El derrumbe de las ideologías producido en los últimos años ha afectado intensamente al PSOE. Por una parte, el criterio de eficacia ha sustituido a otros valores ideológicos (como el de la igualdad, la solidaridad, etcétera); por otra, se ha tendido a identificar eficacia con conservación del poder y a atribuir una valoración moral a ese objetivo. Ello ha provocado algunas distorsiones bastante inquietantes. Si el PSOE es el único partido capaz de afrontar el futuro de España; su política económica, la única posible, y su implantación, garantía última contra la disgregación de España, la conservación del poder se convierte casi en un imperativo de conciencia. Frente a tan altos designios, acusaciones como la de practicar el clientelismo político, ocupar las instituciones, utilizar la mayoría de manera sectaria en los medios públicos de comunicación, etcétera, pueden parecer minucias. Pero no lo son cuando de tales actitudes deriva un descrédito de la política como el que hoy se constata.
Pero es cierto que la democracia se ha consolidado, y que seguramente ése será el rasgo que los historiadores retendrán de este periodo.
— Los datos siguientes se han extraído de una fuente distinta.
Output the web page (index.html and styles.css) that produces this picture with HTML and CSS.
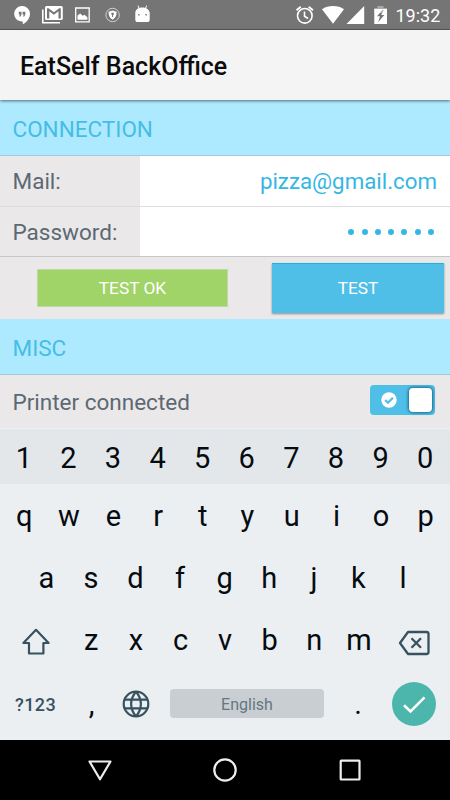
FILE: index.html
```html
<!DOCTYPE html>
<html lang="en">
<head>
<meta charset="utf-8">
<title>EatSelf BackOffice</title>
<link rel="stylesheet" href="styles.css">
</head>
<body>
<div class="screen">
  <header class="status">
    <svg class="status-icons" width="155" height="29" viewBox="0 0 155 29">
      <path fill="#fff" fill-rule="evenodd" d="M22 6a7.8 7.8 0 0 0-7.8 7.8c0 4.400 3.400 7.700 7.800 7.700h.8V24.300c4-2 7.200-6 7.200-10.500A7.800 7.800 0 0 0 22 6zM18.800 11.800h2.700v2.700l-1 2h-1.300l.8-1.900h-1.200zM22.600 11.800h2.700v2.700l-1 2H23l.8-1.900h-1.200z"/>
      <path fill="#fff" fill-rule="evenodd" d="M46.500 6h14.800a1.500 1.500 0 0 1 1.500 1.500v11a1.500 1.500 0 0 1-1.500 1.500H46.500a1.500 1.500 0 0 1-1.500-1.500v-11A1.500 1.500 0 0 1 46.500 6zM47 8.200V18.500h2.300V11.200l4.600 3.500 4.600-3.500v7.300h2.300V8.200h-1.600L53.900 12.300 48.600 8.200z"/>
      <path fill="none" stroke="#fff" stroke-width="1.600" d="M42.800 9.500v13.300H60"/>
      <path fill="none" stroke="#fff" stroke-width="1.300" d="M75.700 8h13.500v13.800H75.700z"/>
      <path fill="#fff" d="M77.500 19.800v-4.300l2.700-2 2.500 2.200 1.700-1 3 2.500v2.600z"/>
      <circle cx="112.600" cy="15" r="6.700" fill="none" stroke="#d0d0d0" stroke-width="1"/>
      <path fill="#fff" fill-rule="evenodd" d="M108.600 11.700l4-1.200 4 1.200c.2 3.500-1 6.200-4 8-3-1.800-4.200-4.500-4-8zM111.400 12.800v1.700l.7.500v2h1v-2l.7-.5v-1.700z"/>
      <path fill="#fff" d="M135.300 12.500c0-2 1.300-3.500 3.200-4.300l-1-2.500.8-.3 1.200 2.500c1.800-.4 3.800-.4 5.600 0l1.200-2.500.8.300-1 2.500c2 .8 3.200 2.300 3.500 4.300zM135.300 12.300h14.400v7.200a2.600 2.600 0 0 1-2.600 2.600h-9.200a2.600 2.600 0 0 1-2.600-2.600z"/>
      <path fill="#888" d="M138 14h1.600v1.500H138zM145.300 14h1.600v1.500h-1.600z"/>
    </svg>
    <div class="status-right">
      <svg width="94" height="29" viewBox="294 0 94 29">
        <g fill="none" stroke="#fff" stroke-width="1.600">
          <circle cx="304.800" cy="15.800" r="7.300"/>
          <path d="M304.500 11.500v4.800l3.600 2.200"/>
          <path stroke-width="1.900" d="M296.500 10.200l4.300-3.500M313 10.200l-4.300-3.500"/>
        </g>
        <path fill="#fff" d="M322 9.200c6-4.200 16-4.200 22 0L333 23.800zM364.200 6v18h-17.700z"/>
        <path fill="#aaa" d="M377.500 6h6v2h3.500v5h-12.700V8h3.200z"/>
        <path fill="#fff" fill-rule="evenodd" d="M374.300 9h12.700v15h-12.700zM382.500 10l-5.500 6.300h3l-1.700 5.700 6-7h-3.200l2.700-5z"/>
      </svg>
      <span class="clock">19:32</span>
    </div>
  </header>
  <div class="appbar"><h1>EatSelf BackOffice</h1></div>
  <main>
    <h2 class="section">CONNECTION</h2>
    <div class="field"><label class="mail-label">Mail:</label><div class="value">pizza@gmail.com</div></div>
    <div class="field last"><label class="pass-label">Password:</label>
      <div class="value dots"><i></i><i></i><i></i><i></i><i></i><i></i><i></i></div></div>
    <div class="actions"><div class="result">TEST OK</div><button class="test">TEST</button></div>
    <h2 class="section misc">MISC</h2>
    <div class="printer"><span>Printer connected</span>
      <div class="switch">
        <svg width="16" height="16" viewBox="0 0 16 16"><circle cx="8" cy="8" r="7.700" fill="#fff"/><path d="M4.200 8l2.700 2.700 5-5" fill="none" stroke="#4fbfe8" stroke-width="2.300"/></svg>
        <div class="knob"></div>
      </div>
    </div>
  </main>
  <section class="keyboard">
    <div class="keys numbers"><span>1</span><span>2</span><span>3</span><span>4</span><span>5</span><span>6</span><span>7</span><span>8</span><span>9</span><span>0</span></div>
    <div class="keys top"><span>q</span><span>w</span><span>e</span><span>r</span><span>t</span><span>y</span><span>u</span><span>i</span><span>o</span><span>p</span></div>
    <div class="keys home"><span>a</span><span>s</span><span>d</span><span>f</span><span>g</span><span>h</span><span>j</span><span>k</span><span>l</span></div>
    <div class="keys lower">
      <svg class="shift" width="30" height="28" viewBox="0 0 30 28"><path d="M15 1.800L27.600 15h-5.200v10.500H8V15H2.400z" fill="none" stroke="#37525f" stroke-width="2.200" stroke-linejoin="round"/></svg>
      <span>z</span><span>x</span><span>c</span><span>v</span><span>b</span><span>n</span><span>m</span>
      <svg class="erase" width="34" height="26" viewBox="0 0 34 26"><path d="M10 2h18.500a2 2 0 0 1 2 2v18a2 2 0 0 1-2 2H10L2 13z M13.500 8.300l9.500 9.500M23 8.300L13.500 17.800" fill="none" stroke="#37525f" stroke-width="2.300" stroke-linejoin="round"/></svg>
    </div>
    <div class="bottom">
      <span class="symbols">?123</span>
      <span class="comma">,</span>
      <svg class="globe" width="28" height="28" viewBox="0 0 28 28"><g fill="none" stroke="#37525f" stroke-width="2.200"><circle cx="14" cy="14" r="12.300"/><path d="M2.500 9.700h23M2.500 18.300h23M14 1.700c-6.500 7.500-6.500 17 0 24.600M14 1.700c6.500 7.500 6.500 17 0 24.600"/></g></svg>
      <span class="space">English</span>
      <span class="period">.</span>
      <span class="enter"><svg width="44" height="44" viewBox="0 0 44 44"><path d="M12 23.300l6.500 6.200L32.500 15.300" fill="none" stroke="#fff" stroke-width="2.600"/></svg></span>
    </div>
  </section>
  <nav>
    <svg width="26" height="26" viewBox="0 0 26 26"><path d="M2.500 4.500h21L13 22.300z"/></svg>
    <svg width="26" height="26" viewBox="0 0 26 26"><circle cx="13" cy="13" r="10.700"/></svg>
    <svg width="26" height="26" viewBox="0 0 26 26"><rect x="3.700" y="3.700" width="18.800" height="18.800" rx=".5"/></svg>
  </nav>
</div>
</body>
</html>
```
FILE: styles.css
```css
* { box-sizing: border-box; }
body { margin: 0; font-family: Roboto, "Liberation Sans", sans-serif; }
svg { display: block; flex: none; }
h1, h2 { margin: 0; font-weight: 400; }

.screen { width: 450px; height: 800px; display: flex; flex-direction: column; overflow: hidden; }

.status { height: 30px; background: #757575; border-bottom: 1px solid #5c5c5c; display: flex; justify-content: space-between; }
.status-right { display: flex; width: 156px; }
.clock { color: #fff; font-size: 18px; line-height: 32px; margin-left: 7.500px; }

.appbar { height: 70px; background: #f4f4f4; padding-left: 20px; z-index: 1; box-shadow: 0 1px 3px rgba(0, 0, 0, .55); }
.appbar h1 { font-size: 25px; font-weight: 500; line-height: 73px; color: #0c0c0c; white-space: nowrap; }

main { height: 328px; background: #eae8e9; }
.section { height: 56px; background: #aeeaff; border-bottom: 1px solid #9fcbd9; padding-left: 12.500px; font-size: 22.500px; line-height: 58px; color: #45bde6; }
.misc { line-height: 58px; }
.field { height: 51px; display: flex; border-bottom: 1px solid #dedcde; font-size: 22.500px; }
.field.last { height: 50px; border-bottom: 1px solid #c7c7c7; }
.field label { width: 139.500px; padding-left: 12.500px; line-height: 51px; color: #5c6872; }
.value { flex: 1; background: #fff; text-align: right; padding-right: 13px; font-size: 22.300px; line-height: 51px; color: #35b7e3; }
.dots { display: flex; align-items: center; justify-content: flex-end; gap: 7.300px; padding-right: 16px; }
.dots i { width: 6px; height: 6px; border-radius: 50%; background: #35b7e3; }

.actions { height: 62px; display: flex; align-items: flex-start; }
.result { width: 191px; height: 38px; margin: 12px 44px 0 37px; background: #a0d468; border: 1px solid #bdd99f; color: #fff; font-size: 17.300px; line-height: 37px; text-align: center; }
.test { width: 172px; height: 50px; margin-top: 6px; padding: 0 0 1px; border: 0; border-top: 1px solid #20b4df; background: #4fbfe8; color: #fff; font: 17.300px Roboto, sans-serif; box-shadow: 0 1px 2px rgba(0, 0, 0, .4); }
.printer { height: 53px; display: flex; justify-content: space-between; padding: 0 15px 0 12.500px; font-size: 22.500px; line-height: 55px; color: #5c6872; }
.switch { width: 65px; height: 30px; margin-top: 10px; border-radius: 4px; background: #4fbfe8; display: flex; align-items: center; justify-content: space-between; padding: 0 3px 0 11px; }
.knob { width: 23px; height: 24px; border-radius: 4px; background: #fff; box-shadow: 0 0 3px 1px rgba(0, 70, 100, .7); }

.keyboard { height: 312px; background: #ebeff2; border-top: 1px solid #f0f1f2; color: #050b10; font-size: 29px; }
.keys { display: flex; padding: 0 2px 0 1.500px; }
.keys span { width: 44.600px; flex: none; text-align: center; }
.numbers { height: 55px; line-height: 58px; background: #e3e7ea; }
.top { height: 62px; line-height: 64px; padding-left: 2px; }
.home { height: 63px; line-height: 65px; padding-left: 24px; }
.lower { height: 63px; line-height: 67px; align-items: center; padding-left: 21px; }
.shift { margin: 3px 18px 0 0; }
.erase { margin: 5px 0 0 16.500px; }
.bottom { height: 64px; display: flex; align-items: center; padding: 0 14px 1px 15px; }
.symbols { width: 61px; font-size: 18px; font-weight: 500; letter-spacing: .4px; padding-top: 1px; color: #37525f; }
.comma { width: 31px; text-align: center; }
.globe { margin: 0 20.500px 0 14.500px; }
.space { width: 154px; height: 29px; border-radius: 4px; background: #c8ced1; color: #637780; font-size: 16px; line-height: 31px; text-align: center; }
.period { width: 68px; text-align: center; }
.enter { width: 44px; height: 44px; border-radius: 50%; background: #4db6ac; }

nav { height: 60px; background: #000; display: flex; align-items: center; justify-content: space-between; padding: 0 87px; }
nav svg { fill: none; stroke: #eee; stroke-width: 2.200; stroke-linejoin: round; }
```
Haber sido capaz de repetir mayoría, evitando un movimiento pendular como el que hace 50 años produjo una dinámica que condujo a la guerra civil, fue tal vez el principal mérito del PSOE en el periodo 1982-1989. De la combinación parcialmente contradictoria entre consolidación del sistema y descrédito de las instituciones se deduce que la prueba decisiva para valorar la década socialista está por venir. Dependerá de su actitud para encarar su salida del poder. Como ocurrió en el caso de UCD, esa actitud iluminará retrospectivamente algunos aspectos que hoy resultan de dificil valoración.
Es el caso, por ejemplo, de la propia celebración de estos días. Que un partido en el poder conmemore su larga permanencia en él resulta de entrada bastante discutible, y podría ser motivo adicional de inquietud de no ser porque en las sociedades democráticas existen mecanismos capaces de equilibrar con el análisis y la crítica la tendencia del poder al ensimismamiento. Con ese objetivo y desde esa perspectiva publica hoy EL PAÍS un suplemento especial dedicado a estos 10 años.